## EXERCISE INSTRUCTIONS
Restate each line of the listing exactly, without carrying over any pictures.
* * * * * * * * *
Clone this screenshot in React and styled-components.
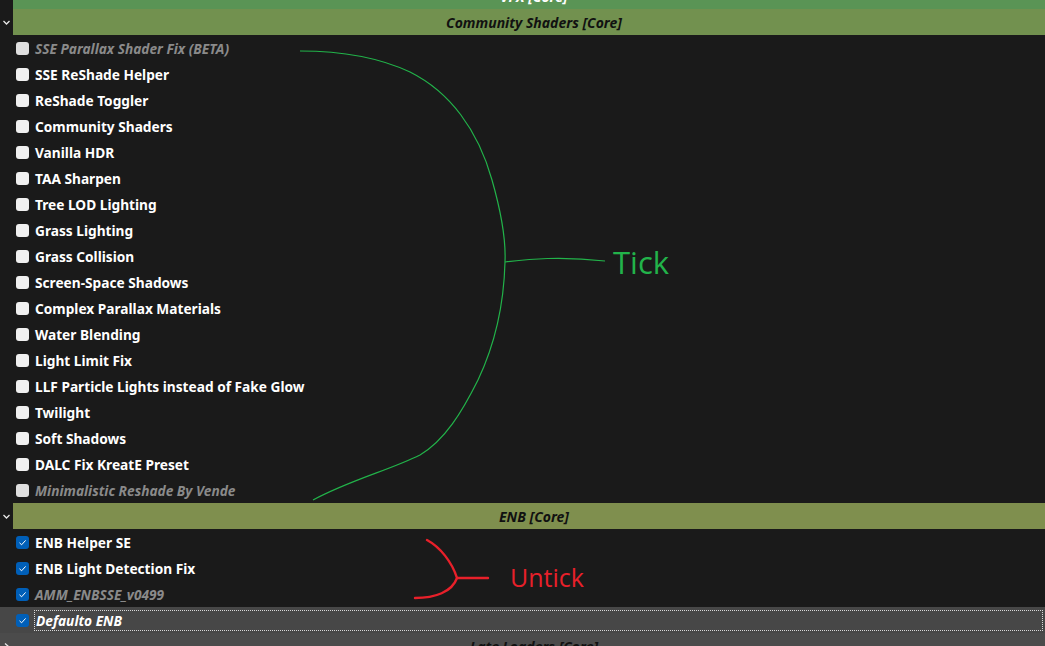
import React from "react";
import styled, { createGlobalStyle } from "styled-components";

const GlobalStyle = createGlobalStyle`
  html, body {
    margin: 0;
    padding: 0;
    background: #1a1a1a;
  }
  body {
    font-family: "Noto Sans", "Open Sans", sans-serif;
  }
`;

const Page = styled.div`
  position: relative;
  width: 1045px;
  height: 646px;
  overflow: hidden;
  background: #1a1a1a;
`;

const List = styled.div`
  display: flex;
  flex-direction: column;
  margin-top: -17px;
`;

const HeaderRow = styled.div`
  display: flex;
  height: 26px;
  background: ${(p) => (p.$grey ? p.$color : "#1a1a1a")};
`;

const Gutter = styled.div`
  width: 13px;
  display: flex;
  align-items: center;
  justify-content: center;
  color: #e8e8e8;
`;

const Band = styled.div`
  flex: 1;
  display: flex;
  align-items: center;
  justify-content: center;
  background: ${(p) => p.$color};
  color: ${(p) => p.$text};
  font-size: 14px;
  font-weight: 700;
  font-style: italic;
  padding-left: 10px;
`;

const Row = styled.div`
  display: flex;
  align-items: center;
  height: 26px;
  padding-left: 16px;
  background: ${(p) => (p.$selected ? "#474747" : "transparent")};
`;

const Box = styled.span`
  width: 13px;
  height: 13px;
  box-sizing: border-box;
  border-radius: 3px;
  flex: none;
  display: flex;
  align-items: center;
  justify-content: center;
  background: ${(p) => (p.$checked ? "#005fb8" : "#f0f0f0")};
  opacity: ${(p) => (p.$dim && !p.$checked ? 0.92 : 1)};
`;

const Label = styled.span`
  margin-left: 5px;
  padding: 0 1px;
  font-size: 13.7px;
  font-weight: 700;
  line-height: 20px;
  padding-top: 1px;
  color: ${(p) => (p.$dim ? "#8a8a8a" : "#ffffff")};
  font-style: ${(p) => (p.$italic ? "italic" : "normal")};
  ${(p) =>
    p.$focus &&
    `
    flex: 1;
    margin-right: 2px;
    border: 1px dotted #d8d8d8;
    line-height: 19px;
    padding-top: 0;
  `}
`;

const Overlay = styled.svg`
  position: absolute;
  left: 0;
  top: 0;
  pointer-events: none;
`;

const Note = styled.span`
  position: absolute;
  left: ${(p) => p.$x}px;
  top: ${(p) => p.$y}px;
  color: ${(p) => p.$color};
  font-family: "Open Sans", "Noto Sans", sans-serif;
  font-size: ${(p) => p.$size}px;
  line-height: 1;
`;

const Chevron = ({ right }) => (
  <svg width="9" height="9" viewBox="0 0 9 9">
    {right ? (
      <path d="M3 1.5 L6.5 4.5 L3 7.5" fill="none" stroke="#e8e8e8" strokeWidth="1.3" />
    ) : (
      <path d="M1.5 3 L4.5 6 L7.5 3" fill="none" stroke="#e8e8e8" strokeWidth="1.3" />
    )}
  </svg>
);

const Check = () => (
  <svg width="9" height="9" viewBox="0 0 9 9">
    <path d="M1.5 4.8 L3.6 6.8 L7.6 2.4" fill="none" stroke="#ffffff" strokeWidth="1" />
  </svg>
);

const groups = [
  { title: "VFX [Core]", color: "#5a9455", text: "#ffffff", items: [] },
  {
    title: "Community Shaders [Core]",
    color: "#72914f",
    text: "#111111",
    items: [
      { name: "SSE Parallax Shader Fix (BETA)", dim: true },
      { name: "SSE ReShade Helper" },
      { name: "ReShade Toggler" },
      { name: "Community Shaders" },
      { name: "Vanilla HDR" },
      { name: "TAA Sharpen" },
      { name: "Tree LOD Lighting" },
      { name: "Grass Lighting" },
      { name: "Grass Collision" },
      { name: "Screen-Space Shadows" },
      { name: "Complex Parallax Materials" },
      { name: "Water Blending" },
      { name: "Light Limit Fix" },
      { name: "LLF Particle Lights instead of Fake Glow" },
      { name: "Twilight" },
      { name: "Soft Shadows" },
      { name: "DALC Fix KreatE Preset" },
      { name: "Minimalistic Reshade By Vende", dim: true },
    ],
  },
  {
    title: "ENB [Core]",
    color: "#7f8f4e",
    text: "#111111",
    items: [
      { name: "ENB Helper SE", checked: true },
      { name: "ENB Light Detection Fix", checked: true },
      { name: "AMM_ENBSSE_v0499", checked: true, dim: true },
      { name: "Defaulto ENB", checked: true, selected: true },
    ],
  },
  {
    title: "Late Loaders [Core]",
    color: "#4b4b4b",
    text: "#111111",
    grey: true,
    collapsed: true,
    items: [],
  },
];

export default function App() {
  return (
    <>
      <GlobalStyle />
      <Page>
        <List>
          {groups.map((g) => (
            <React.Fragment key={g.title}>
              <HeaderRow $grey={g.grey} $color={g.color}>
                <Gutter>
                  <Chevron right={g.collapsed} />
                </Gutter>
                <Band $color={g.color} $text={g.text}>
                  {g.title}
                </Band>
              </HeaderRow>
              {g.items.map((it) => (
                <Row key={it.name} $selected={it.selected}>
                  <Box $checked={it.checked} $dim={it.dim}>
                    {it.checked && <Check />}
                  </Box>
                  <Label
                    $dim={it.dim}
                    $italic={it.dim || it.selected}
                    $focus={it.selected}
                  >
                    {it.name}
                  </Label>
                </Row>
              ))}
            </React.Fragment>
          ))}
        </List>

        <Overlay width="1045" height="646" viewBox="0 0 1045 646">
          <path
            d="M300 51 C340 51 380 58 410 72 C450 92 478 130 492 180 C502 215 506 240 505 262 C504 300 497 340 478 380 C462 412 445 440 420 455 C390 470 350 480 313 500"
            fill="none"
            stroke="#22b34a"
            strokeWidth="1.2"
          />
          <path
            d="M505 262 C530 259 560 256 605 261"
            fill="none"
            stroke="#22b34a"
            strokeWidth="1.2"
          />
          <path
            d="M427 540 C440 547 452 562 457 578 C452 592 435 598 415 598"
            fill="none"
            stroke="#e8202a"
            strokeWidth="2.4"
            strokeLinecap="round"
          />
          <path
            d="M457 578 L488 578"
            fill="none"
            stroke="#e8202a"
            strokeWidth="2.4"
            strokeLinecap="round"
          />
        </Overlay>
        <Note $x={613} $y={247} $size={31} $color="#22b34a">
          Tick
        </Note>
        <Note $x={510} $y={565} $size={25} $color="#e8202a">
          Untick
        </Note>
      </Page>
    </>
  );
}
* * * * * * * * *
## SOLUTION TO THIS EXERCISE
Clone this screenshot in React and styled-components.
import React from "react";
import styled, { createGlobalStyle } from "styled-components";

const GlobalStyle = createGlobalStyle`
  html, body {
    margin: 0;
    padding: 0;
    background: #1a1a1a;
  }
  body {
    font-family: "Noto Sans", "Open Sans", sans-serif;
  }
`;

const Page = styled.div`
  position: relative;
  width: 1045px;
  height: 646px;
  overflow: hidden;
  background: #1a1a1a;
`;

const List = styled.div`
  display: flex;
  flex-direction: column;
  margin-top: -17px;
`;

const HeaderRow = styled.div`
  display: flex;
  height: 26px;
  background: ${(p) => (p.$grey ? p.$color : "#1a1a1a")};
`;

const Gutter = styled.div`
  width: 13px;
  display: flex;
  align-items: center;
  justify-content: center;
  color: #e8e8e8;
`;

const Band = styled.div`
  flex: 1;
  display: flex;
  align-items: center;
  justify-content: center;
  background: ${(p) => p.$color};
  color: ${(p) => p.$text};
  font-size: 14px;
  font-weight: 700;
  font-style: italic;
  padding-left: 10px;
`;

const Row = styled.div`
  display: flex;
  align-items: center;
  height: 26px;
  padding-left: 16px;
  background: ${(p) => (p.$selected ? "#474747" : "transparent")};
`;

const Box = styled.span`
  width: 13px;
  height: 13px;
  box-sizing: border-box;
  border-radius: 3px;
  flex: none;
  display: flex;
  align-items: center;
  justify-content: center;
  background: ${(p) => (p.$checked ? "#005fb8" : "#f0f0f0")};
  opacity: ${(p) => (p.$dim && !p.$checked ? 0.92 : 1)};
`;

const Label = styled.span`
  margin-left: 5px;
  padding: 0 1px;
  font-size: 13.7px;
  font-weight: 700;
  line-height: 20px;
  padding-top: 1px;
  color: ${(p) => (p.$dim ? "#8a8a8a" : "#ffffff")};
  font-style: ${(p) => (p.$italic ? "italic" : "normal")};
  ${(p) =>
    p.$focus &&
    `
    flex: 1;
    margin-right: 2px;
    border: 1px dotted #d8d8d8;
    line-height: 19px;
    padding-top: 0;
  `}
`;

const Overlay = styled.svg`
  position: absolute;
  left: 0;
  top: 0;
  pointer-events: none;
`;

const Note = styled.span`
  position: absolute;
  left: ${(p) => p.$x}px;
  top: ${(p) => p.$y}px;
  color: ${(p) => p.$color};
  font-family: "Open Sans", "Noto Sans", sans-serif;
  font-size: ${(p) => p.$size}px;
  line-height: 1;
`;

const Chevron = ({ right }) => (
  <svg width="9" height="9" viewBox="0 0 9 9">
    {right ? (
      <path d="M3 1.5 L6.5 4.5 L3 7.5" fill="none" stroke="#e8e8e8" strokeWidth="1.3" />
    ) : (
      <path d="M1.5 3 L4.5 6 L7.5 3" fill="none" stroke="#e8e8e8" strokeWidth="1.3" />
    )}
  </svg>
);

const Check = () => (
  <svg width="9" height="9" viewBox="0 0 9 9">
    <path d="M1.5 4.8 L3.6 6.8 L7.6 2.4" fill="none" stroke="#ffffff" strokeWidth="1" />
  </svg>
);

const groups = [
  { title: "VFX [Core]", color: "#5a9455", text: "#ffffff", items: [] },
  {
    title: "Community Shaders [Core]",
    color: "#72914f",
    text: "#111111",
    items: [
      { name: "SSE Parallax Shader Fix (BETA)", dim: true },
      { name: "SSE ReShade Helper" },
      { name: "ReShade Toggler" },
      { name: "Community Shaders" },
      { name: "Vanilla HDR" },
      { name: "TAA Sharpen" },
      { name: "Tree LOD Lighting" },
      { name: "Grass Lighting" },
      { name: "Grass Collision" },
      { name: "Screen-Space Shadows" },
      { name: "Complex Parallax Materials" },
      { name: "Water Blending" },
      { name: "Light Limit Fix" },
      { name: "LLF Particle Lights instead of Fake Glow" },
      { name: "Twilight" },
      { name: "Soft Shadows" },
      { name: "DALC Fix KreatE Preset" },
      { name: "Minimalistic Reshade By Vende", dim: true },
    ],
  },
  {
    title: "ENB [Core]",
    color: "#7f8f4e",
    text: "#111111",
    items: [
      { name: "ENB Helper SE", checked: true },
      { name: "ENB Light Detection Fix", checked: true },
      { name: "AMM_ENBSSE_v0499", checked: true, dim: true },
      { name: "Defaulto ENB", checked: true, selected: true },
    ],
  },
  {
    title: "Late Loaders [Core]",
    color: "#4b4b4b",
    text: "#111111",
    grey: true,
    collapsed: true,
    items: [],
  },
];

export default function App() {
  return (
    <>
      <GlobalStyle />
      <Page>
        <List>
          {groups.map((g) => (
            <React.Fragment key={g.title}>
              <HeaderRow $grey={g.grey} $color={g.color}>
                <Gutter>
                  <Chevron right={g.collapsed} />
                </Gutter>
                <Band $color={g.color} $text={g.text}>
                  {g.title}
                </Band>
              </HeaderRow>
              {g.items.map((it) => (
                <Row key={it.name} $selected={it.selected}>
                  <Box $checked={it.checked} $dim={it.dim}>
                    {it.checked && <Check />}
                  </Box>
                  <Label
                    $dim={it.dim}
                    $italic={it.dim || it.selected}
                    $focus={it.selected}
                  >
                    {it.name}
                  </Label>
                </Row>
              ))}
            </React.Fragment>
          ))}
        </List>

        <Overlay width="1045" height="646" viewBox="0 0 1045 646">
          <path
            d="M300 51 C340 51 380 58 410 72 C450 92 478 130 492 180 C502 215 506 240 505 262 C504 300 497 340 478 380 C462 412 445 440 420 455 C390 470 350 480 313 500"
            fill="none"
            stroke="#22b34a"
            strokeWidth="1.2"
          />
          <path
            d="M505 262 C530 259 560 256 605 261"
            fill="none"
            stroke="#22b34a"
            strokeWidth="1.2"
          />
          <path
            d="M427 540 C440 547 452 562 457 578 C452 592 435 598 415 598"
            fill="none"
            stroke="#e8202a"
            strokeWidth="2.4"
            strokeLinecap="round"
          />
          <path
            d="M457 578 L488 578"
            fill="none"
            stroke="#e8202a"
            strokeWidth="2.4"
            strokeLinecap="round"
          />
        </Overlay>
        <Note $x={613} $y={247} $size={31} $color="#22b34a">
          Tick
        </Note>
        <Note $x={510} $y={565} $size={25} $color="#e8202a">
          Untick
        </Note>
      </Page>
    </>
  );
}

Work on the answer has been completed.